UPDATE: The article has appeared, and I was favored with a two-word direct quote, along with Scott Monty (zero words direct quote– ahem), and Steve Garfield, who actually said something worth quoting….
UPDATE II: See this exchange between C.C. Chapman and the Edwards campaign. a combination of social media outreach initiative and response to constructive criticism. This is why I think the Edwards campaign gets it.
Are the candidates using MySpace and other social media well?
That question was posed to me by a writer for the new BostonNOW newspaper this weekend, as mentioned in my previous post. I answered the best I could, but I will leave it up to her to decide whether or not my comments are worthy of appearing in her article.
I can be too freakin’ humble sometimes. OK, I’m an expert– as much of an expert on social media as someone who knows how to find my blog to read it.
I thought I would put some version of my thoughts on the subject, since I did try to do a little homework. Feel free to disagree with me in comments.
First: if the candidates are not using social media to interact directly with their constituents, and of course draw new ones, then they are not being social. That’s what strikes me about the MySpace pages. They don’t feel very interactive. Sure, you can join as a”friend” and leave comments, but looking at the sites, I don’t see any real invitations for interaction on the whole. Is that a problem with the candidates or MySpace? Both, probably.
The MySpace pages are a great way to get information, videos, and links to research candidates and see what their policies are, but that’s about it– their own Web sites are — or can be– much better looking than any MySpace template, and carry the same information– and also offer as much interaction as the candidate wants. I sent messages through MySpace to all of the candidates I could find to ask them what they expected from social media. I didn’t expect them to answer me on a holiday weekend, but I thought I would try. I don’t expect answers at all, to be honest.
So- candidates on MySpace? whatever. Yawn.

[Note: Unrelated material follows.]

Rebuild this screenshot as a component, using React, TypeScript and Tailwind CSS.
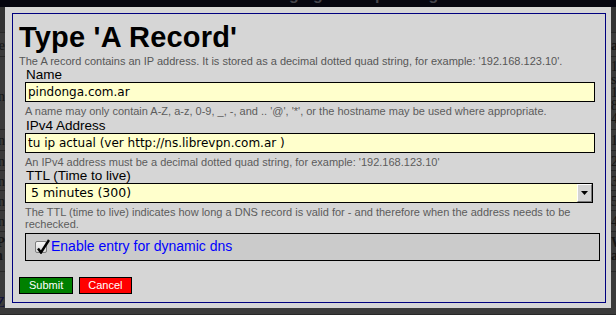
import React from "react";

function BgRow({
  h,
  left,
  right,
  cls = "",
}: {
  h: string;
  left?: React.ReactNode;
  right?: React.ReactNode;
  cls?: string;
}) {
  return (
    <div className={`flex justify-between border-b border-[#272727] ${h} ${cls}`}>
      <div className="w-[5px] overflow-hidden flex justify-end">
        <div className="whitespace-nowrap">{left}</div>
      </div>
      <div className="w-[5px] overflow-hidden">
        <div className="whitespace-nowrap">{right}</div>
      </div>
    </div>
  );
}

function Field({
  label,
  help,
  children,
  cls = "",
}: {
  label: string;
  help: React.ReactNode;
  children: React.ReactNode;
  cls?: string;
}) {
  return (
    <div className={cls}>
      <div className="pl-[1px] text-[13.5px] leading-[15px] text-black">{label}</div>
      {children}
      <div className="mt-[3px] text-[11px] leading-[12px] text-[#5c5c5c]">{help}</div>
    </div>
  );
}

export default function App() {
  return (
    <div className="relative w-[616px] h-[315px] overflow-hidden bg-[#3a3a3a] font-['Liberation_Sans',Arial,sans-serif]">
      {/* darkened page behind the dialog */}
      <div className="flex flex-col text-[14px] leading-[13px] text-[#161616] font-['Liberation_Serif',serif]">
        <div className="h-[7px] bg-[#05050f] overflow-hidden">
          <div className="pl-[248px] -mt-[14px] whitespace-nowrap font-['Liberation_Sans',Arial,sans-serif] text-[16px] leading-[18px] font-bold text-[#44444c]">
            Managing Zone: pindonga.com.ar
          </div>
        </div>
        <BgRow h="h-[26px]" cls="bg-[#333333]" />
        <BgRow h="h-[24px] pt-[6px]" left="Name" right={<b>a</b>} />
        <BgRow
          h="h-[73px] pt-[3px]"
          left={<div className="pt-[30px]">Domain</div>}
          right={
            <div>
              1<br />s<br />1<br />8<br />4
            </div>
          }
        />
        <BgRow h="h-[21px] pt-[4px]" left="In" right="1" />
        <BgRow h="h-[20px] pt-[4px]" left="In" right="2" />
        <BgRow h="h-[20px] pt-[4px]" left="In" right="3" />
        <BgRow h="h-[20px] pt-[4px]" left="In" right="5" />
        <BgRow h="h-[21px] pt-[4px] border-[#4a1818]" left="In" right="4" />
        <BgRow
          h="h-[40px] pt-[4px] border-[#4a1818]"
          left={
            <div className="font-bold">
              IP
              <br />
              in
            </div>
          }
          right={
            <div className="font-bold">
              W<br />a
            </div>
          }
        />
        <BgRow h="h-[43px] pt-[24px]" left={<span className="text-[#10103a]">Z</span>} />
      </div>

      {/* dialog */}
      <div className="absolute left-[5px] top-[7px] w-[606px] h-[301px] bg-[#d6d6d6] pt-[6px] pl-[7px]">
        <div className="w-[594px] h-[290px] border border-[#00007f] pl-[6px] pt-[7px]">
          <h1 className="text-[29px] leading-[32px] font-bold text-black tracking-[0.2px]">Type 'A Record'</h1>
          <p className="mt-[2px] text-[11px] leading-[12px] text-[#575757]">
            The A record contains an IP address. It is stored as a decimal dotted quad string, for example:
            '192.168.123.10'.
          </p>

          <div className="ml-[6px]">
            <Field
              label="Name"
              help={<>A name may only contain A-Z, a-z, 0-9, _, -, and .. '@', '*', or the hostname may be used where appropriate.</>}
            >
              <div className="w-[570px] h-[20px] border border-black bg-[#ffffcc] pl-[2px] flex items-center font-['DejaVu_Sans',sans-serif] text-[12px] leading-[14px] text-black">
                pindonga.com.ar
              </div>
            </Field>

            <Field
              cls="mt-[1px]"
              label="IPv4 Address"
              help="An IPv4 address must be a decimal dotted quad string, for example: '192.168.123.10'"
            >
              <div className="w-[570px] h-[20px] border border-black bg-[#ffffcc] pl-[2px] flex items-center font-['DejaVu_Sans',sans-serif] text-[12px] leading-[14px] text-black">
                tu ip actual (ver http://ns.librevpn.com.ar )
              </div>
            </Field>

            <Field
              label="TTL (Time to live)"
              help="The TTL (time to live) indicates how long a DNS record is valid for - and therefore when the address needs to be rechecked."
            >
              <div className="w-[568px] h-[20px] border border-black bg-[#ffffcc] flex items-stretch">
                <div className="flex-1 pl-[5px] flex items-center font-['DejaVu_Sans',sans-serif] text-[12.5px] leading-[14px] text-black">
                  5 minutes (300)
                </div>
                <div className="w-[15px] bg-[#d4d4d4] border-t border-l border-t-white border-l-white border-b border-r border-b-[#7a7a7a] border-r-[#7a7a7a] flex items-center justify-center">
                  <svg width="7" height="4" viewBox="0 0 7 4">
                    <path d="M0 0 H7 L3.5 4 Z" fill="#000" />
                  </svg>
                </div>
              </div>
            </Field>

            <div className="mt-[3px] w-[575px] h-[28px] border border-black bg-[#cbcbcb] pl-[9px] flex items-center">
              <span className="relative w-[12px] h-[12px] border border-[#7d7d7d] rounded-[2px] bg-gradient-to-b from-[#f6f6f6] to-[#d8d8d8] shrink-0">
                <svg className="absolute -top-[4px] left-[0px]" width="14" height="16" viewBox="0 0 14 16">
                  <path d="M2 10.5 L5 14.5 L13 2" stroke="#000" strokeWidth="2.4" fill="none" strokeLinejoin="miter" />
                </svg>
              </span>
              <span className="ml-[4px] -mt-[3px] text-[14px] leading-[16px] text-[#0000ff]">Enable entry for dynamic dns</span>
            </div>
          </div>

          <div className="mt-[16px] flex gap-[6px]">
            <button className="h-[17px] px-[9px] border border-black bg-[#008000] text-white text-[11px] leading-[15px]">
              Submit
            </button>
            <button className="h-[17px] px-[8px] border border-black bg-[#ff0000] text-white text-[11px] leading-[15px]">
              Cancel
            </button>
          </div>
        </div>
      </div>
    </div>
  );
}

Some other media have shown promise. One is Twitter. John Edwards has been a fairly consistent Twitterer over the last few months, and any questions about his “tweets” have been answered– it is Edwards. I actually corresponded with the Senator directly over a blogging question, and that coupled with others’ anecdotes, leave no doubt that he is actually doing his own Twittering. I was impressed. Not so much Barack Obama, whose inaugural tweet, now deleted, about his excitement prior to the first debate, was so obviously not him it was painful and embarrassing. As I commented to someone online that evening, “Four exclamation points does not sound very presidential.” Perhaps his subsequent tweets are authentic, but for me the damage was done.
The biggest surprise? Hillary Clinton’s video contest, where she asked for people to submit entries for her campaign song. It is participatory and fun, even if the topic is less than substantial. The second video, in which she reviews some of the entries, is a scream.
This contest is great for lightening up her image and involving the younger generation of voters– generally an apathetic bunch last seen getting excited in the 1992 election over the boxers vs. briefs question (yes, Bill Clinton was involved).
In the end, it’s not the media but the messages that will sway voters– I hope. The candidates are going to the new media because they see new voters there. In the best cases, like Edwards on Twitter, they see a way to engage with their voters and respond to them. This is why I am interested to see if John McCain gets some traction in social media. He has a great reputation for being responsive to the smallest media requests. Will that translate to the new media? I have seen nothing yet, but I am hopeful.
By the way: on the local level, I am as ever a huge fan of the community blog TheGardenCity.net. One of the reasons is that a number of the city of Newton, Mass.’s aldermen and women participate by posting to the blog and participating in the debates with other citizens. Now this is real political communication using an online social medium.